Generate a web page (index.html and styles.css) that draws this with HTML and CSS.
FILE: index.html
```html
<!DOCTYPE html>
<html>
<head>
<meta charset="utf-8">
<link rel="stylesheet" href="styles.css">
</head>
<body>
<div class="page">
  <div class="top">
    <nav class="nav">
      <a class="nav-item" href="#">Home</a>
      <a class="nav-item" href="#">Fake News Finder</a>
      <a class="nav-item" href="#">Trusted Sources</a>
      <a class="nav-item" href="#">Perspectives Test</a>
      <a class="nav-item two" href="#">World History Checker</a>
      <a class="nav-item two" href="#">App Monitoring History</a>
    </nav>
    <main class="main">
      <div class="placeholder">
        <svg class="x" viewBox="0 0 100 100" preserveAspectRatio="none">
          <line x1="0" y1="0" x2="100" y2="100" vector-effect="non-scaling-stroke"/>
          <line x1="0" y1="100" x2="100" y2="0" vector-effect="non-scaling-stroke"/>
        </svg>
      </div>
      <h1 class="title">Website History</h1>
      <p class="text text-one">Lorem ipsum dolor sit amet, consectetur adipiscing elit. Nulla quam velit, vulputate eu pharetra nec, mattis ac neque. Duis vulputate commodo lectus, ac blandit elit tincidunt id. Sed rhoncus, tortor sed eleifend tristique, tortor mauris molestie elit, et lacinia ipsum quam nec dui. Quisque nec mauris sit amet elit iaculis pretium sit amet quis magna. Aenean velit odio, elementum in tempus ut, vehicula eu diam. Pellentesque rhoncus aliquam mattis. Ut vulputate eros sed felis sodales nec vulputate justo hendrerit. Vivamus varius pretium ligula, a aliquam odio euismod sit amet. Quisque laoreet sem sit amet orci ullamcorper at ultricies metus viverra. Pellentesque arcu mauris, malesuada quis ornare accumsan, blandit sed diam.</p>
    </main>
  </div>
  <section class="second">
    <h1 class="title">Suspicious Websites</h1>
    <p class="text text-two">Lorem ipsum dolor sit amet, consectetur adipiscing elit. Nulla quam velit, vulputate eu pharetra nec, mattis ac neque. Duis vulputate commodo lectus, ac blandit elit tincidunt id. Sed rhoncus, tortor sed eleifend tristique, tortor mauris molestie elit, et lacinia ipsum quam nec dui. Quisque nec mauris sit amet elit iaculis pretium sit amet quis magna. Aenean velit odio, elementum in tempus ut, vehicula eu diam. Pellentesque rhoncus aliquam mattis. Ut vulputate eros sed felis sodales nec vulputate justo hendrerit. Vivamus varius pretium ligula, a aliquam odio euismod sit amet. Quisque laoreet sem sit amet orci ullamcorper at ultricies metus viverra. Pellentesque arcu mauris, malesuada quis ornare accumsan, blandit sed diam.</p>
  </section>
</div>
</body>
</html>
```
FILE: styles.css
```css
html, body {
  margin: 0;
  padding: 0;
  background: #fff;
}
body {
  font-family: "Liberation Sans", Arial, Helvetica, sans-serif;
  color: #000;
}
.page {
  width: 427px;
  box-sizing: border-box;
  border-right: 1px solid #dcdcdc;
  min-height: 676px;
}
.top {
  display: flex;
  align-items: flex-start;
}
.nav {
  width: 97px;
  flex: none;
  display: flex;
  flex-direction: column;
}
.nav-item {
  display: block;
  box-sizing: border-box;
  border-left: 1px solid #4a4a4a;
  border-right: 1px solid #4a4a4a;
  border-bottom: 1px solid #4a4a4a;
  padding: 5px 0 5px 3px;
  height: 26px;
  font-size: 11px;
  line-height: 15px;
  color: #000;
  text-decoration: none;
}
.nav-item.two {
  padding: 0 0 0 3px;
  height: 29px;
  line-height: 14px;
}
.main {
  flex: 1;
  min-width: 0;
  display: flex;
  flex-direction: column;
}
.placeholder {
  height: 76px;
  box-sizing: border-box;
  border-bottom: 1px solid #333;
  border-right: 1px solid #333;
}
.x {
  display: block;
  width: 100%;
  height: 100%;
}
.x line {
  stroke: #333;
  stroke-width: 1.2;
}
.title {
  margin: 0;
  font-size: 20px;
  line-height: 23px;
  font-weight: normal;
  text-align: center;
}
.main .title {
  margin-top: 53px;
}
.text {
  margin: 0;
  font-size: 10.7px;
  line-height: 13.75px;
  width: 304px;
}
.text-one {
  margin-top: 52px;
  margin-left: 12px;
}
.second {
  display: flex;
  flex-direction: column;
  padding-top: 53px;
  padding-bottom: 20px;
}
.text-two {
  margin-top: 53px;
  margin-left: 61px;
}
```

-----

Written request: Write the listing out again, exactly as shown above.

Answer to the exercise:
Generate a web page (index.html and styles.css) that draws this with HTML and CSS.
FILE: index.html
```html
<!DOCTYPE html>
<html>
<head>
<meta charset="utf-8">
<link rel="stylesheet" href="styles.css">
</head>
<body>
<div class="page">
  <div class="top">
    <nav class="nav">
      <a class="nav-item" href="#">Home</a>
      <a class="nav-item" href="#">Fake News Finder</a>
      <a class="nav-item" href="#">Trusted Sources</a>
      <a class="nav-item" href="#">Perspectives Test</a>
      <a class="nav-item two" href="#">World History Checker</a>
      <a class="nav-item two" href="#">App Monitoring History</a>
    </nav>
    <main class="main">
      <div class="placeholder">
        <svg class="x" viewBox="0 0 100 100" preserveAspectRatio="none">
          <line x1="0" y1="0" x2="100" y2="100" vector-effect="non-scaling-stroke"/>
          <line x1="0" y1="100" x2="100" y2="0" vector-effect="non-scaling-stroke"/>
        </svg>
      </div>
      <h1 class="title">Website History</h1>
      <p class="text text-one">Lorem ipsum dolor sit amet, consectetur adipiscing elit. Nulla quam velit, vulputate eu pharetra nec, mattis ac neque. Duis vulputate commodo lectus, ac blandit elit tincidunt id. Sed rhoncus, tortor sed eleifend tristique, tortor mauris molestie elit, et lacinia ipsum quam nec dui. Quisque nec mauris sit amet elit iaculis pretium sit amet quis magna. Aenean velit odio, elementum in tempus ut, vehicula eu diam. Pellentesque rhoncus aliquam mattis. Ut vulputate eros sed felis sodales nec vulputate justo hendrerit. Vivamus varius pretium ligula, a aliquam odio euismod sit amet. Quisque laoreet sem sit amet orci ullamcorper at ultricies metus viverra. Pellentesque arcu mauris, malesuada quis ornare accumsan, blandit sed diam.</p>
    </main>
  </div>
  <section class="second">
    <h1 class="title">Suspicious Websites</h1>
    <p class="text text-two">Lorem ipsum dolor sit amet, consectetur adipiscing elit. Nulla quam velit, vulputate eu pharetra nec, mattis ac neque. Duis vulputate commodo lectus, ac blandit elit tincidunt id. Sed rhoncus, tortor sed eleifend tristique, tortor mauris molestie elit, et lacinia ipsum quam nec dui. Quisque nec mauris sit amet elit iaculis pretium sit amet quis magna. Aenean velit odio, elementum in tempus ut, vehicula eu diam. Pellentesque rhoncus aliquam mattis. Ut vulputate eros sed felis sodales nec vulputate justo hendrerit. Vivamus varius pretium ligula, a aliquam odio euismod sit amet. Quisque laoreet sem sit amet orci ullamcorper at ultricies metus viverra. Pellentesque arcu mauris, malesuada quis ornare accumsan, blandit sed diam.</p>
  </section>
</div>
</body>
</html>
```
FILE: styles.css
```css
html, body {
  margin: 0;
  padding: 0;
  background: #fff;
}
body {
  font-family: "Liberation Sans", Arial, Helvetica, sans-serif;
  color: #000;
}
.page {
  width: 427px;
  box-sizing: border-box;
  border-right: 1px solid #dcdcdc;
  min-height: 676px;
}
.top {
  display: flex;
  align-items: flex-start;
}
.nav {
  width: 97px;
  flex: none;
  display: flex;
  flex-direction: column;
}
.nav-item {
  display: block;
  box-sizing: border-box;
  border-left: 1px solid #4a4a4a;
  border-right: 1px solid #4a4a4a;
  border-bottom: 1px solid #4a4a4a;
  padding: 5px 0 5px 3px;
  height: 26px;
  font-size: 11px;
  line-height: 15px;
  color: #000;
  text-decoration: none;
}
.nav-item.two {
  padding: 0 0 0 3px;
  height: 29px;
  line-height: 14px;
}
.main {
  flex: 1;
  min-width: 0;
  display: flex;
  flex-direction: column;
}
.placeholder {
  height: 76px;
  box-sizing: border-box;
  border-bottom: 1px solid #333;
  border-right: 1px solid #333;
}
.x {
  display: block;
  width: 100%;
  height: 100%;
}
.x line {
  stroke: #333;
  stroke-width: 1.2;
}
.title {
  margin: 0;
  font-size: 20px;
  line-height: 23px;
  font-weight: normal;
  text-align: center;
}
.main .title {
  margin-top: 53px;
}
.text {
  margin: 0;
  font-size: 10.7px;
  line-height: 13.75px;
  width: 304px;
}
.text-one {
  margin-top: 52px;
  margin-left: 12px;
}
.second {
  display: flex;
  flex-direction: column;
  padding-top: 53px;
  padding-bottom: 20px;
}
.text-two {
  margin-top: 53px;
  margin-left: 61px;
}
```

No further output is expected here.